The jobs angle is practical. Meta and IEDC point to thousands of construction jobs at peak. FTI's project page turns that into a direct low-voltage workforce signal, including electrical and low-voltage roles. For technicians, this is where training and documentation discipline matter. Fiber cleaning and testing, copper and fiber labeling, pathway coordination, lift and site-safety readiness, grounding awareness, QA documentation, and commissioning support are not side skills on a campus like this. They are the difference between being useful on a mission-critical site and being treated as a commodity installer.
Useful preparation paths include BICSI Installer 2, Optical Fiber, BICSI Installer 2, Copper, FOA workforce training, and OSHA outreach training. Those links are not a guarantee of work. They are the kind of baseline preparation that makes a technician easier to place when a mission-critical project starts asking for clean documentation, repeatable testing, and site-ready behavior.

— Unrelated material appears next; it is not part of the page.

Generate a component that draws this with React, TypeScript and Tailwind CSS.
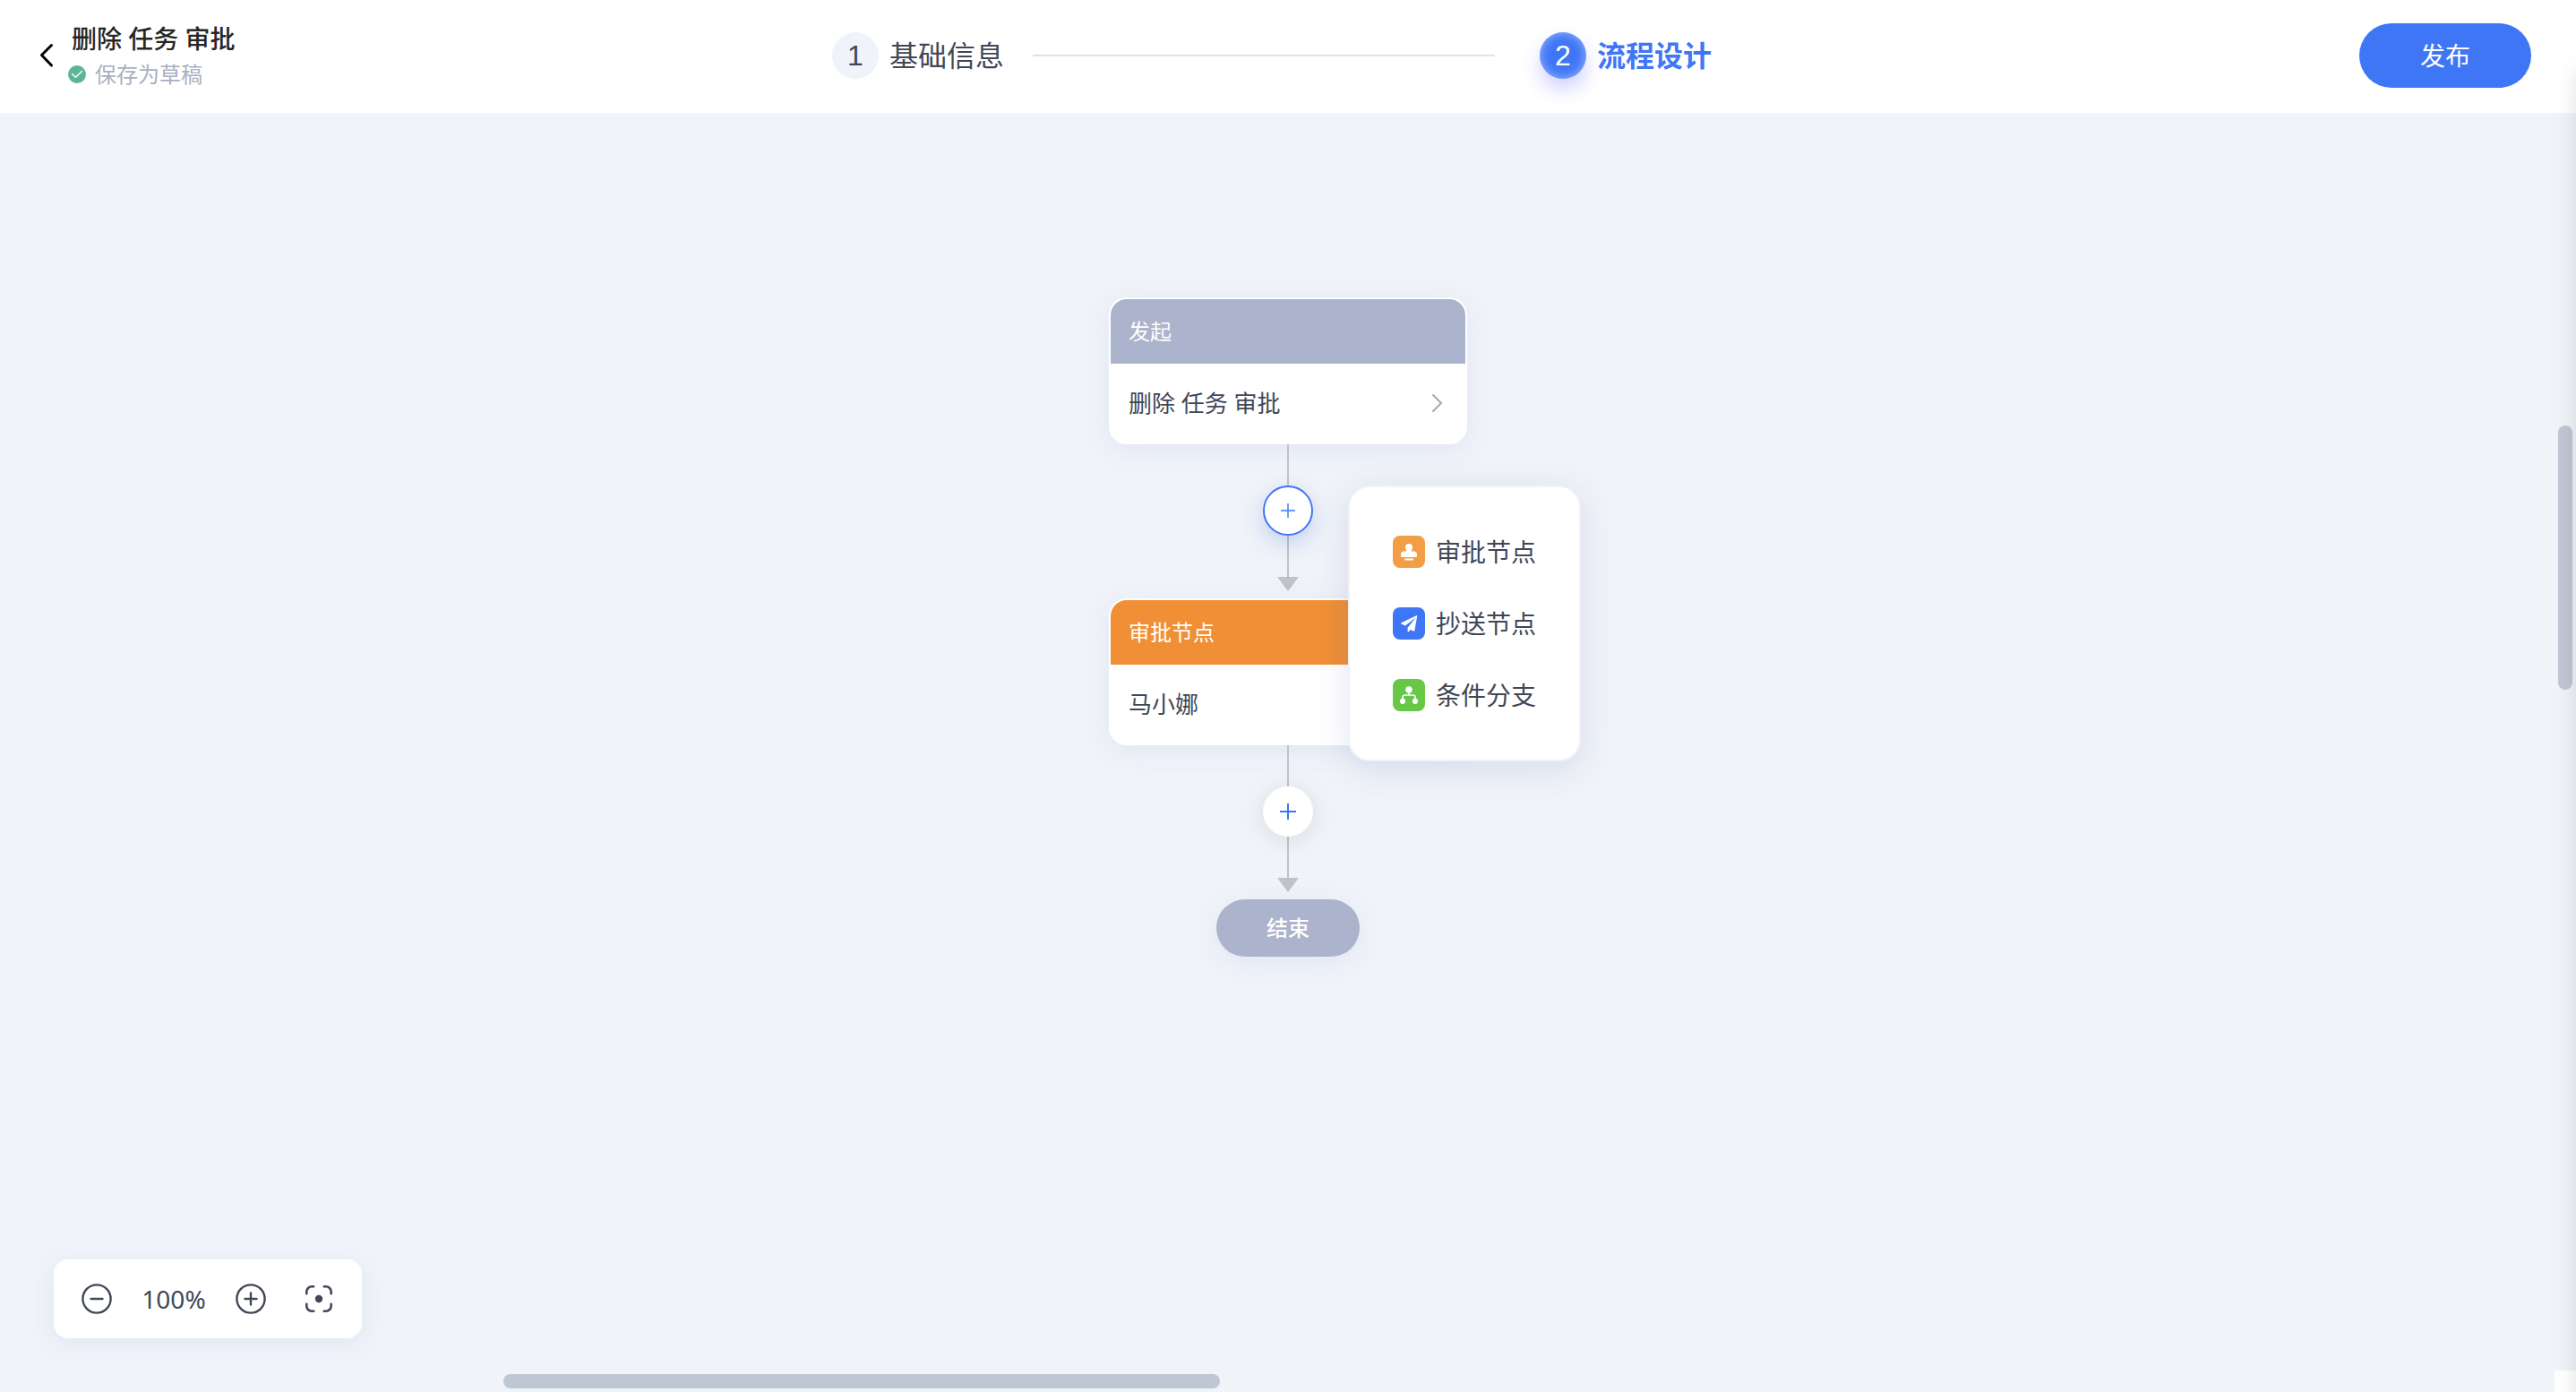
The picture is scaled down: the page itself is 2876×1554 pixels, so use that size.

The current LVN read is straightforward: Meta Lebanon is source-backed, under construction, and large enough to create a multi-year low-voltage watchlist. Turner and Mortenson are source-backed construction partners. FTI is the visible electrical and low-voltage delivery signal. The next public signals to watch are specialty package names, local job postings, utility and transmission milestones, permit movement, inspections, and commissioning language. LVN Signal is tracking this type of project so contractors can see the company map before the opportunity becomes old news.